The Personality of the Pre-School Child

Author:

Dr Werner Wolff. Heinemann Medical Books,

Ltd. 25s.

Throughout this book the emphasis is laid on the difference between the viewpoint of the young child, and that of the adult. The child explores the world not only to gain knowledge but also to differentiate himself from his environment, and all expressions of his personality are variations of the one theme: the child’s search for his self. Behaviour in the young child similar to that of the adult may in fact arise from very different roots, and mean something very different. With this in mind, Dr Wolff has after some fifteen years of study evolved certain methods of exploring the depths of the child’s personality as shown in his different modes of expression?in drawing, in movement and in gesture. He has followed the Behaviourist School by careful observation, but has refrained from drawing any conclusion until he has obtained the child’s own statement, and in its environmental context. Close studies and a number of experiments have been made on a group of three to five-year olds. From the point of view of the child therapist, the chapters on Principles of Children’s Art, and Intelligence in the Pre-school Child should be of great value. The child’s ability to express certain relationships in the emphasis given, for example, to certain aspects of the human body, to the total elimination or partial suppression of other parts, appears to arise from unconscious sources, and each young personality appears to express in drawing a certain rhythmic proportion which is characteristic throughout. This has been called the R.Q. (or rhythmic quotient) and Dr Wolff shows how this can be estimated, and in an integrating personality it appears to bear a steady relationship to the I.Q. Where a discrepancy between I.Q. and R.Q. occurs, it may suggest an overstraining of intellectual functions, or a chaos of emotional drives. In the pre-school child, whose life pattern is more determined by his unconscious than by his conscious life, his sensing of relationships as expressed in drawing can indicate normal or abnormal changes in personality.

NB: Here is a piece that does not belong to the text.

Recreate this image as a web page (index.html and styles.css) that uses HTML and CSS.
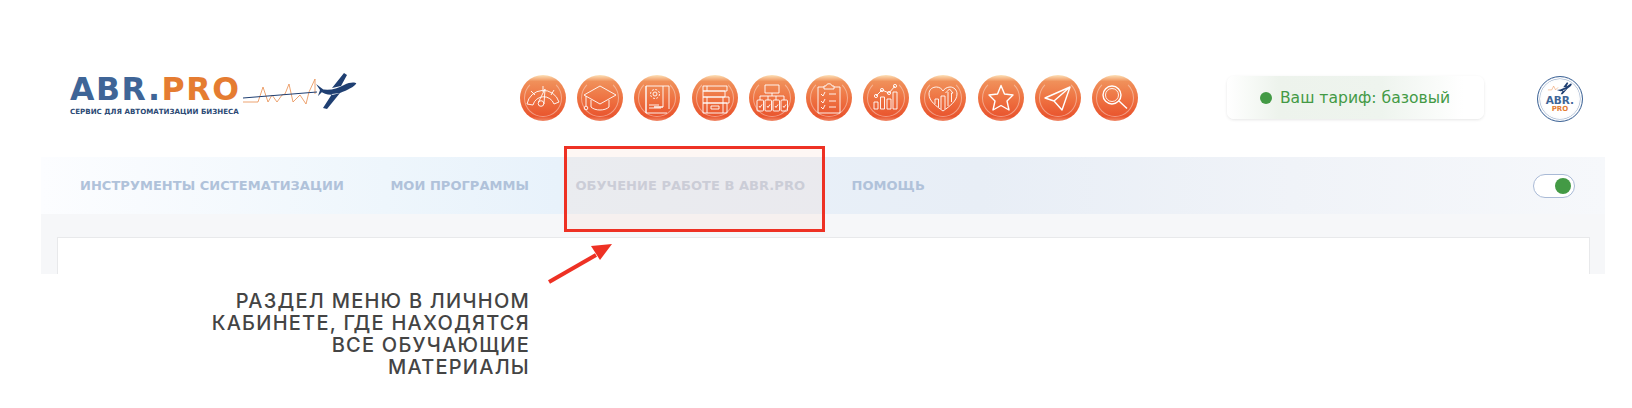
FILE: index.html
```html
<!DOCTYPE html>
<html lang="ru">
<head>
<meta charset="utf-8">
<title>ABR.PRO</title>
<link rel="stylesheet" href="styles.css">
</head>
<body>
<div class="page">
  <header class="top">
    <a class="logo">
      <div class="logo-row">
        <span class="logo-word"><span class="blue">ABR.</span><span class="orange">PRO</span></span>
        <svg class="logo-plane" viewBox="0 0 120 50" width="120" height="50">
          <path class="pulse" d="M3 35H18L23 20 28 35 32 28 37 35 42 28 45 27 49 17 53 35 60 28 66 37 69 25 75 12V27"/>
          <path class="trail" d="M3 31L77 25"/>
          <path class="plane" d="M80 22C90 24 96 22 104 18 110 15 115 15 116.300 16.600 114 20 108 23 100 26 92 29 85 28 80 24ZM92 21L104 6 107 8 101 19ZM92 27L83 41 87 42 100 26ZM76 17L84 23 78 29 80 23Z"/>
        </svg>
      </div>
      <div class="logo-tag">СЕРВИС ДЛЯ АВТОМАТИЗАЦИИ БИЗНЕСА</div>
    </a>
    <nav class="icons">
      <span class="ic"><svg viewBox="0 0 46 46"><path d="M7 29A16.500 16.500 0 0 1 39 27L34 29A11 11 0 0 0 13 30ZM15 20L11 16M23 17V11M31 20L34 15"/><path d="M18.500 27L25 14 24 29"/><circle cx="21" cy="28.500" r="2.800"/></svg></span>
      <span class="ic"><svg viewBox="0 0 46 46"><path d="M23 11L39 20 23 29 7 20ZM14 25V32C18 36 28 36 32 32V25"/><path d="M9 21V31"/><circle cx="9" cy="33" r="1.800"/></svg></span>
      <span class="ic"><svg viewBox="0 0 46 46"><path d="M33 38H12V11H35V34M12 38V11M29 11V32H20L29 32M15 30H25M15 33H27"/><circle cx="21" cy="19" r="2"/><circle cx="21" cy="19" r="4.500" stroke-dasharray="2 1.500"/></svg></span>
      <span class="ic"><svg viewBox="0 0 46 46"><path d="M11 11H35V16H11ZM11 16H33V22H11ZM11 22H37V28H11ZM11 28H35V38H11ZM15 28V38M31 28V38M15 11V16M15 22V28M31 22V28"/><rect x="19" y="31" width="8" height="3"/></svg></span>
      <span class="ic"><svg viewBox="0 0 46 46"><rect x="16" y="10" width="14" height="8"/><path d="M23 18V21M11 25V21H35V25M19 21V25M27 21V25"/><rect x="8" y="25" width="6.500" height="11" rx="1"/><rect x="16" y="25" width="6.500" height="11" rx="1"/><rect x="24" y="25" width="6.500" height="11" rx="1"/><rect x="32" y="25" width="6.500" height="11" rx="1"/><path d="M10 31L11 32.500 13 29.500M18 31L19 32.500 21 29.500M26 31L27 32.500 29 29.500M34 31L35 32.500 37 29.500"/></svg></span>
      <span class="ic"><svg viewBox="0 0 46 46"><path d="M18 12H12V38H34V12H28M18 14V11H20C20 8 26 8 26 11H28V14Z"/><path d="M15 19L17 21 19 17M23 19H30M15 26L17 28 19 24M23 26H30M15 32L17 34 19 30M23 32H30"/></svg></span>
      <span class="ic"><svg viewBox="0 0 46 46"><rect x="11" y="27" width="4" height="7"/><rect x="17.500" y="22" width="4" height="12"/><rect x="24" y="24" width="4" height="10"/><rect x="30" y="17" width="4" height="17"/><path d="M13 21L19 15 26 18 32 11"/><circle cx="13" cy="21" r="1.600"/><circle cx="19" cy="15" r="1.600"/><circle cx="26" cy="18" r="1.600"/><circle cx="32" cy="11" r="1.600"/></svg></span>
      <span class="ic"><svg viewBox="0 0 46 46"><path d="M23 36C16 31 9 26 9 19 9 14 13 12 16.500 12 19.500 12 22 14 23 16 24 14 27 12 30 12 34 12 37 15 37 19 37 26 30 31 23 36Z"/><path d="M15 29V24H18.500V32M21 34V21H25V34M28 31V17M25.500 18L29.500 14 33 18 31.500 18V27"/></svg></span>
      <span class="ic"><svg viewBox="0 0 46 46"><path class="thick" d="M23 10.500L26.500 19 35 20 29 26 31 35 23 30.500 15 35 17 26 11 20 19.500 19Z"/></svg></span>
      <span class="ic"><svg viewBox="0 0 46 46"><path class="thick" d="M10 23L35 12 27 35 19 26ZM19 26L35 12"/></svg></span>
      <span class="ic"><svg viewBox="0 0 46 46"><circle class="thick" cx="20" cy="20" r="9"/><circle cx="20" cy="20" r="6.500"/><path class="thick" d="M27 26L35 33.500"/></svg></span>
    </nav>
    <div class="tariff"><span class="dot"></span>Ваш тариф: базовый</div>
    <div class="avatar">
      <svg viewBox="0 0 46 22" width="30" height="14"><path class="pulse" d="M4 14H10L13 8 16 14 20 10"/><path class="plane" d="M18 14C26 14 32 10 40 4 42 4 42 6 40 8 36 12 30 16 24 16ZM28 10L34 2 36 3 33 9ZM28 14L24 21 27 21 34 13Z"/></svg>
      <span class="av-abr">ABR.</span>
      <span class="av-pro">PRO</span>
    </div>
  </header>

  <div class="band">
    <a class="link">ИНСТРУМЕНТЫ СИСТЕМАТИЗАЦИИ</a>
    <a class="link">МОИ ПРОГРАММЫ</a>
    <a class="link faded">ОБУЧЕНИЕ РАБОТЕ В ABR.PRO</a>
    <a class="link">ПОМОЩЬ</a>
    <span class="toggle"><span class="knob"></span></span>
  </div>
  <div class="content"><div class="card"></div></div>

  <div class="frame"></div>
  <svg class="arrow" viewBox="0 0 70 44" width="70" height="44">
    <path d="M5 41L52 14" stroke="#ee3124" stroke-width="4" fill="none"/>
    <path d="M68 3L47 5 56 19Z" fill="#ee3124"/>
  </svg>

  <div class="caption">
    <span>РАЗДЕЛ МЕНЮ В ЛИЧНОМ</span>
    <span>КАБИНЕТЕ, ГДЕ НАХОДЯТСЯ</span>
    <span>ВСЕ ОБУЧАЮЩИЕ</span>
    <span>МАТЕРИАЛЫ</span>
  </div>
</div>
</body>
</html>
```
FILE: styles.css
```css
* { box-sizing: border-box; }
html, body { margin: 0; height: 408px; overflow: hidden; background: #fff; }
body { font-family: "DejaVu Sans", sans-serif; }
.page { position: relative; width: 1632px; height: 408px; }

.top { display: flex; align-items: flex-start; height: 157px; padding: 70px 0 0 70px; }
.logo { display: block; width: 290px; flex: none; }
.logo-row { display: flex; height: 38px; align-items: center; }
.logo-word { font: 700 31.5px/38px "DejaVu Sans", sans-serif; letter-spacing: 1.6px; width: 170px; flex: none; white-space: nowrap; }
.blue { color: #3f6597; }
.orange { color: #e57c31; }
.logo-plane { flex: none; margin-top: 5px; }
.pulse { fill: none; stroke: #e98d4e; stroke-width: 0.8; }
.trail { fill: none; stroke: #1f3f72; stroke-width: 1; }
.plane { fill: #1f3f72; }
.logo-tag { font: 700 7.1px/9px "DejaVu Sans", sans-serif; color: #2c4a75; margin-top: -1px; white-space: nowrap; }

.icons { display: flex; gap: 11.2px; margin-left: 160px; margin-top: 5px; flex: none; }
.ic { position: relative; display: block; width: 46px; height: 46px; border-radius: 50%; background: linear-gradient(#fde2b8 0, #f0905a 14%, #ee7040 55%, #e9552e 90%, #f08a6a 100%); }
.ic::before { content: ""; position: absolute; inset: 4px; border-radius: 50%; border: 1px solid rgba(255, 255, 255, 0.4); border-top-color: transparent; }
.ic svg { display: block; width: 46px; height: 46px; position: relative; fill: none; stroke: #fff; stroke-width: 0.9; stroke-linejoin: round; }
.ic .thick { stroke-width: 1.4; }

.tariff { display: flex; align-items: center; width: 257px; height: 43px; margin: 6px 0 0 89px; padding-left: 33px; flex: none; border-radius: 7px; background: linear-gradient(90deg, #fff 0, #edf3ec 20%, #eef4ee 60%, #fff 92%); box-shadow: 0 1px 3px rgba(0, 0, 0, 0.1); color: #439a45; font: 400 15.6px/20px "DejaVu Sans", sans-serif; white-space: nowrap; }
.dot { width: 12px; height: 12px; border-radius: 50%; background: #439a45; margin-right: 8px; flex: none; }

.avatar { display: flex; flex-direction: column; align-items: center; width: 46px; height: 46px; margin: 6px 0 0 53px; padding-top: 4px; flex: none; border: 1.5px solid #3f6597; border-radius: 50%; background: radial-gradient(#fff 55%, #e9edf3 100%); box-shadow: inset 0 0 0 1.5px #fff, inset 0 0 0 2px #8ba3c4; font-family: "DejaVu Sans", sans-serif; font-weight: 700; }
.avatar svg { flex: none; }
.av-abr { font-size: 10.5px; line-height: 10px; color: #3f6597; }
.av-pro { font-size: 7px; line-height: 8px; color: #e57c31; }

.band { display: flex; align-items: center; gap: 46.5px; height: 57px; margin: 0 27px 0 41px; padding: 0 30px 0 39px; background: linear-gradient(90deg, #fcfdff 0, #eef6fc 22%, #e8f2fb 33%, #e8eef6 60%, #f0f3f8 80%, #f6f8fb 100%); }
.link { font: 700 13px/18px "DejaVu Sans", sans-serif; letter-spacing: 0.04px; color: #b0c2da; white-space: nowrap; }
.link.faded { color: #c3cddd; }
.toggle { display: flex; align-items: center; justify-content: flex-end; width: 42px; height: 24px; margin-left: auto; padding-right: 3px; border: 1.5px solid #a9bad6; border-radius: 12px; background: #fff; }
.knob { width: 16px; height: 16px; border-radius: 50%; background: #439a45; }

.content { height: 60px; margin: 0 27px 0 41px; padding: 23px 15px 0 16px; background: #f6f7f9; }
.card { height: 37px; background: #fff; border: 1px solid #e8e9eb; border-bottom: 0; }

.frame { position: absolute; left: 564px; top: 146px; width: 261px; height: 86px; border: 3.5px solid #ee3124; background: rgba(246, 205, 185, 0.16); }
.arrow { position: absolute; left: 544px; top: 241px; }

.caption { display: flex; flex-direction: column; align-items: flex-end; margin-top: 16px; width: 530px; font: 500 20px/22px "Inter", sans-serif; letter-spacing: 1.25px; color: #444; white-space: nowrap; }
```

Dr Wolff disagrees with the application of certain of the psychoanalytical principles; he lays greater stress on the mother’s more exclusive influence throughout the pre-school period, and considers that each child needs very individual understanding in order to appreciate the symbolism expressed, but he himself becomes somewhat dogmatic and over-simplified at times, especially in his chapter on the insecure and secure child.

The book is at times repetitive?some of the quotations of the children seem unreal in the rather too adult phraseology?but it is a careful and sincere effort which takes the study of the pre-school child a considerable step further.

Anyone who is associated with nursery school work, and educational psychologists concerned with young children, should find the book of great interest, and the bibliography is a very complete one. M.C.